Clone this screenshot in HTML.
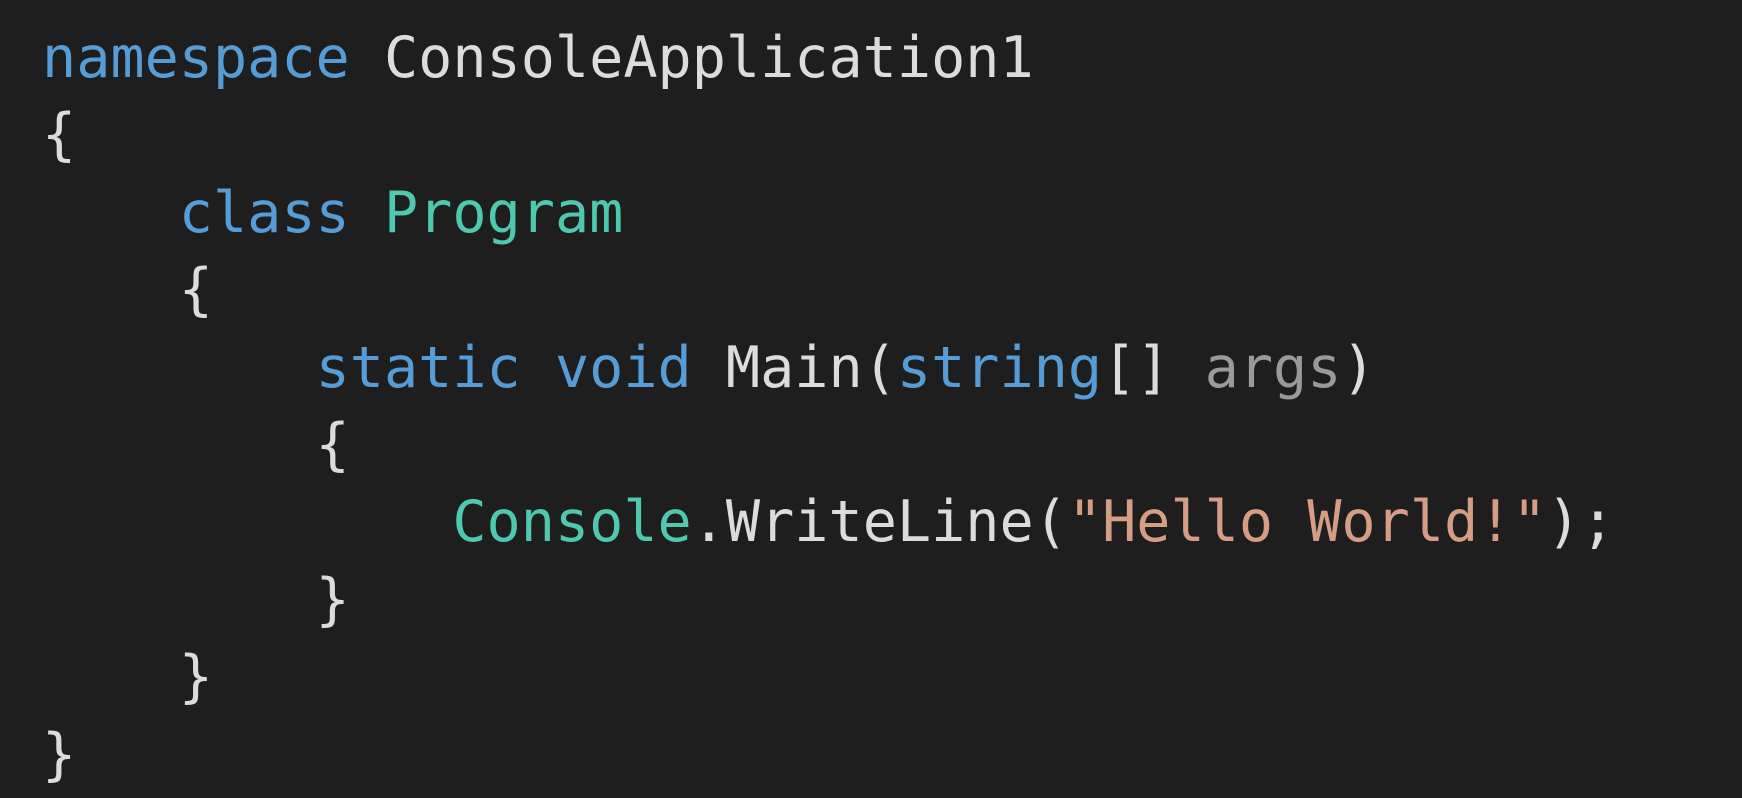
<!DOCTYPE html>
<html><head><meta charset="utf-8"><style>
html,body{margin:0;padding:0;background:#1e1e1e;width:1742px;height:798px;overflow:hidden}
pre{margin:0;padding:20px 0 0 42px;font-family:"DejaVu Sans Mono","Liberation Mono",monospace;font-size:56.8px;line-height:77.4px;color:#dcdcdc}
.k{color:#569cd6}.t{color:#4ec9b0}.s{color:#d69d85}.g{color:#9a9a9a}
</style></head><body><pre><span class="k">namespace</span> ConsoleApplication1
{
    <span class="k">class</span> <span class="t">Program</span>
    {
        <span class="k">static</span> <span class="k">void</span> Main(<span class="k">string</span>[] <span class="g">args</span>)
        {
            <span class="t">Console</span>.WriteLine(<span class="s">"Hello World!"</span>);
        }
    }
}</pre></body></html>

--------

=== EXERCISE DESCRIPTION ===
Repeat the material above verbatim, with no pictures in the output.

=== EXPECTED ANSWER ===
Clone this screenshot in HTML.
<!DOCTYPE html>
<html><head><meta charset="utf-8"><style>
html,body{margin:0;padding:0;background:#1e1e1e;width:1742px;height:798px;overflow:hidden}
pre{margin:0;padding:20px 0 0 42px;font-family:"DejaVu Sans Mono","Liberation Mono",monospace;font-size:56.8px;line-height:77.4px;color:#dcdcdc}
.k{color:#569cd6}.t{color:#4ec9b0}.s{color:#d69d85}.g{color:#9a9a9a}
</style></head><body><pre><span class="k">namespace</span> ConsoleApplication1
{
    <span class="k">class</span> <span class="t">Program</span>
    {
        <span class="k">static</span> <span class="k">void</span> Main(<span class="k">string</span>[] <span class="g">args</span>)
        {
            <span class="t">Console</span>.WriteLine(<span class="s">"Hello World!"</span>);
        }
    }
}</pre></body></html>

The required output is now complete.